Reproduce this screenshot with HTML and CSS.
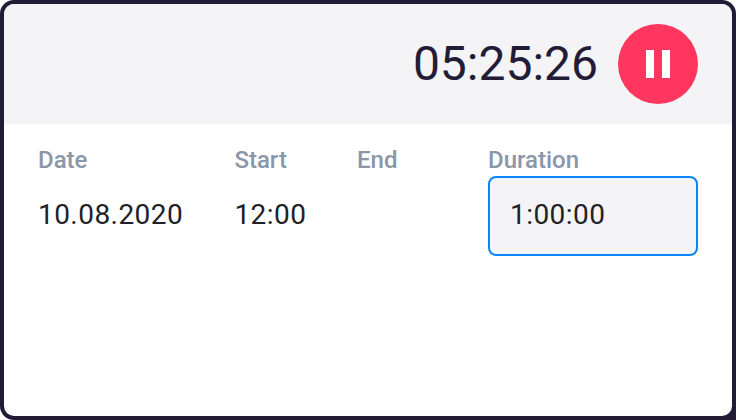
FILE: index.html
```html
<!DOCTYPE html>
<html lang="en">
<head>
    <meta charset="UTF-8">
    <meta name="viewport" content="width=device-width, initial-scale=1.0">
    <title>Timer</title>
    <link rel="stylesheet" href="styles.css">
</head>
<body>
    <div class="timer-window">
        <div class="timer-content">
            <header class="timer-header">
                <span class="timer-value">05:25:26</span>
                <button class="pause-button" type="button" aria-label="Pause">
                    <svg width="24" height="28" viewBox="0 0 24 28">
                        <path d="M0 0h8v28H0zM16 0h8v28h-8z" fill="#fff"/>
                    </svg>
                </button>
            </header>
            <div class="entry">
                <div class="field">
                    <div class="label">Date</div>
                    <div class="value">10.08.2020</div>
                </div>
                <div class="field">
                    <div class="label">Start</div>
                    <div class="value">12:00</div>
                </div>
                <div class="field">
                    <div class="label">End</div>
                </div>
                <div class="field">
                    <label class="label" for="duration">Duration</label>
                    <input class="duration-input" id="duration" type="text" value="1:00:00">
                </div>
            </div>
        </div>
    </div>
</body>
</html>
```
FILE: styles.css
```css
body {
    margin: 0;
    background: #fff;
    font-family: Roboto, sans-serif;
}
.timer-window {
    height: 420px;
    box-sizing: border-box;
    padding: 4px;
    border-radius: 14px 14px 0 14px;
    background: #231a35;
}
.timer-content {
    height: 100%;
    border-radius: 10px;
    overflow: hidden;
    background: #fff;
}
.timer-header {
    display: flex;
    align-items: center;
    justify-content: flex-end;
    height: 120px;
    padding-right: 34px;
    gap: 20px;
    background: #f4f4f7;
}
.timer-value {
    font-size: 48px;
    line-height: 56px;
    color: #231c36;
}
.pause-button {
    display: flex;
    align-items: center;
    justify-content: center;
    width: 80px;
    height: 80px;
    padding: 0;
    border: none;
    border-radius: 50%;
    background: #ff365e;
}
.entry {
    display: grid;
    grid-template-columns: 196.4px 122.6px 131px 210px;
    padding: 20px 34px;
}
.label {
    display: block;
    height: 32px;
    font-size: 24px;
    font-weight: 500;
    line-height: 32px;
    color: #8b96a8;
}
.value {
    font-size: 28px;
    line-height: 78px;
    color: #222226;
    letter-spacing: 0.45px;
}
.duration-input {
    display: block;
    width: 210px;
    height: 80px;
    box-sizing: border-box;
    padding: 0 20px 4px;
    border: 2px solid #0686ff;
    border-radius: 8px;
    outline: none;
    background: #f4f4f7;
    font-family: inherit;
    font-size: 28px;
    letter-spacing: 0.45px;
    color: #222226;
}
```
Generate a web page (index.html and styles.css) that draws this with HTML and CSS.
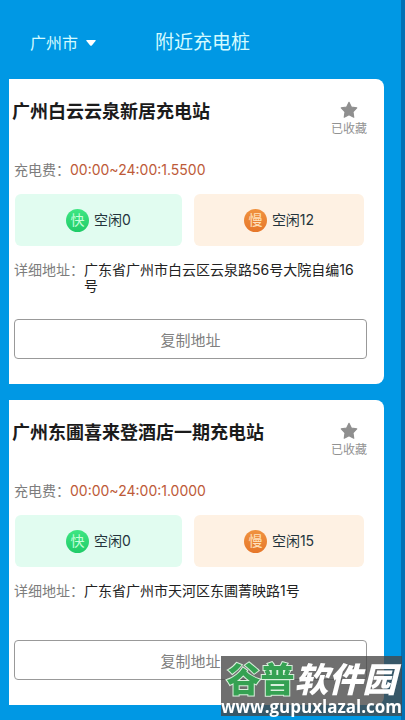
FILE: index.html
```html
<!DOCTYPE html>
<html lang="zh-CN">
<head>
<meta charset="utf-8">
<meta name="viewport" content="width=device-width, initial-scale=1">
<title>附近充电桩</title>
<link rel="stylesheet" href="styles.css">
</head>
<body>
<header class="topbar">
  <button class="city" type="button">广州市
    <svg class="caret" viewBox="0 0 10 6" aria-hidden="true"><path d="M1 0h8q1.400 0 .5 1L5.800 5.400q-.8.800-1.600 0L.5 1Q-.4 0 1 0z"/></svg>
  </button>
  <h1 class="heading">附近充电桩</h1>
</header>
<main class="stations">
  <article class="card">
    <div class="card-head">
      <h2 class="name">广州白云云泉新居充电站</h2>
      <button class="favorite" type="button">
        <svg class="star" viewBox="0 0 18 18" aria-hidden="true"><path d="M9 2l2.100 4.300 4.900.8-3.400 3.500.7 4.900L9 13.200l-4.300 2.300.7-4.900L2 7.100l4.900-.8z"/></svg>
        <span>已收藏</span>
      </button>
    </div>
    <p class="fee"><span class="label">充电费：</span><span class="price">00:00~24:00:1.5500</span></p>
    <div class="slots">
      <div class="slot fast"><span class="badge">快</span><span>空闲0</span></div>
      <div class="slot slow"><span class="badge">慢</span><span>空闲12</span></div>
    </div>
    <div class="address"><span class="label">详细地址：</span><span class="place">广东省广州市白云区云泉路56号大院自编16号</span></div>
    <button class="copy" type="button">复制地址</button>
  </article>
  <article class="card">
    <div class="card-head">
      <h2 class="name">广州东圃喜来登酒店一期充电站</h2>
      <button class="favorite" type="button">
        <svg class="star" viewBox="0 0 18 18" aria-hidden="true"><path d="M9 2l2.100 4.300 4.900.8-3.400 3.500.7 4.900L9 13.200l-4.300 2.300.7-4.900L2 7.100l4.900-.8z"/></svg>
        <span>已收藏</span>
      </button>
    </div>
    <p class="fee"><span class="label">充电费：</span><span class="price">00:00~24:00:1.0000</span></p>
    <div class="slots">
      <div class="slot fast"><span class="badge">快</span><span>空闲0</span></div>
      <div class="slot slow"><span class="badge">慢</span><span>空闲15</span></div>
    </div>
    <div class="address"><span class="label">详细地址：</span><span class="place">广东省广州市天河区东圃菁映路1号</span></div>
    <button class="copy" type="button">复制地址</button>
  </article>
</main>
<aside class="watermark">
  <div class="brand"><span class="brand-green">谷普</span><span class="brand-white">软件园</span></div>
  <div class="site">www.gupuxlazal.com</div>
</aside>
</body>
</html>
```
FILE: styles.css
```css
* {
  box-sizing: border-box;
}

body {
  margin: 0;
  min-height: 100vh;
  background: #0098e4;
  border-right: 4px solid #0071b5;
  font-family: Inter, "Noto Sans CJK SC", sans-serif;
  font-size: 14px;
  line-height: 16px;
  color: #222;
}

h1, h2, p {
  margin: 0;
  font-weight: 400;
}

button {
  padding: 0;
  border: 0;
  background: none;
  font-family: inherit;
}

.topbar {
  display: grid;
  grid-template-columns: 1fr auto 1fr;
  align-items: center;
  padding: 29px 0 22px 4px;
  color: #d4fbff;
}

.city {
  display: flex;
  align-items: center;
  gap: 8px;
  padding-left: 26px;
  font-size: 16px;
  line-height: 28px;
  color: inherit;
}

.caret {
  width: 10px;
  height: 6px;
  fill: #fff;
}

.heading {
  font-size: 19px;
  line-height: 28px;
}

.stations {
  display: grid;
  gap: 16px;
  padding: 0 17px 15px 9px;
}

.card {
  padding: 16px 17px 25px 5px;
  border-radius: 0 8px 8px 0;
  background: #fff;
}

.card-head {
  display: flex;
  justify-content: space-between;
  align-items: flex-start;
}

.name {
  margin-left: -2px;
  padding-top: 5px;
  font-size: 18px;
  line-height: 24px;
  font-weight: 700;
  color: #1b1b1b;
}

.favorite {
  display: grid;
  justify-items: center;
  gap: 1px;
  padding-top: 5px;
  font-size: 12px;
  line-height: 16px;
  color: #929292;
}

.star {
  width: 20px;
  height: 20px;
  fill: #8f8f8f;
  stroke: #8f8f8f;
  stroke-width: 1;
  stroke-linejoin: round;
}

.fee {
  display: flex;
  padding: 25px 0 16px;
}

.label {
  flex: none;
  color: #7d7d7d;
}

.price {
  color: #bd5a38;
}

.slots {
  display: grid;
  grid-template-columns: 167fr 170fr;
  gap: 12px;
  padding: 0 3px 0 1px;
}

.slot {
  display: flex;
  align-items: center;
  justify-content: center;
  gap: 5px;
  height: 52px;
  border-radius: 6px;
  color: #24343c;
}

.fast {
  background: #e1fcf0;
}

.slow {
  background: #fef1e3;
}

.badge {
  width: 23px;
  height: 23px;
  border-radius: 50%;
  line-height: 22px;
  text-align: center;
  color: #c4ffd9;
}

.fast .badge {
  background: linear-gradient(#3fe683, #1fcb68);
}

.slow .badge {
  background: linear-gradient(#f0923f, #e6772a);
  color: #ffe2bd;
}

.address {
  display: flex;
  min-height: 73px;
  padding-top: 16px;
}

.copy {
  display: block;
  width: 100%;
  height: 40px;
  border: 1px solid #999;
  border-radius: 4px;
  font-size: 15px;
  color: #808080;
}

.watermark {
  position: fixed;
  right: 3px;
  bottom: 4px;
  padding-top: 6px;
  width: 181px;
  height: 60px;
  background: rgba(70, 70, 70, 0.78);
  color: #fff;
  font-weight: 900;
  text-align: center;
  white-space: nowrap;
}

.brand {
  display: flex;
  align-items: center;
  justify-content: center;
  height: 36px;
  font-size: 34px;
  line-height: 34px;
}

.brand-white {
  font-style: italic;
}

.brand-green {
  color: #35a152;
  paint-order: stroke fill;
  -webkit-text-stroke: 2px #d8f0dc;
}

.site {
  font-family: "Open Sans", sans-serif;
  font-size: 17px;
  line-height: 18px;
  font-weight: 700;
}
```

•••••

- WRITTEN EXERCISE: Scan the records above for the string "this", then report every line that contains it.

- RESPONSE BELOW:
Reproduce this screenshot with HTML and CSS.
Generate a web page (index.html and styles.css) that draws this with HTML and CSS.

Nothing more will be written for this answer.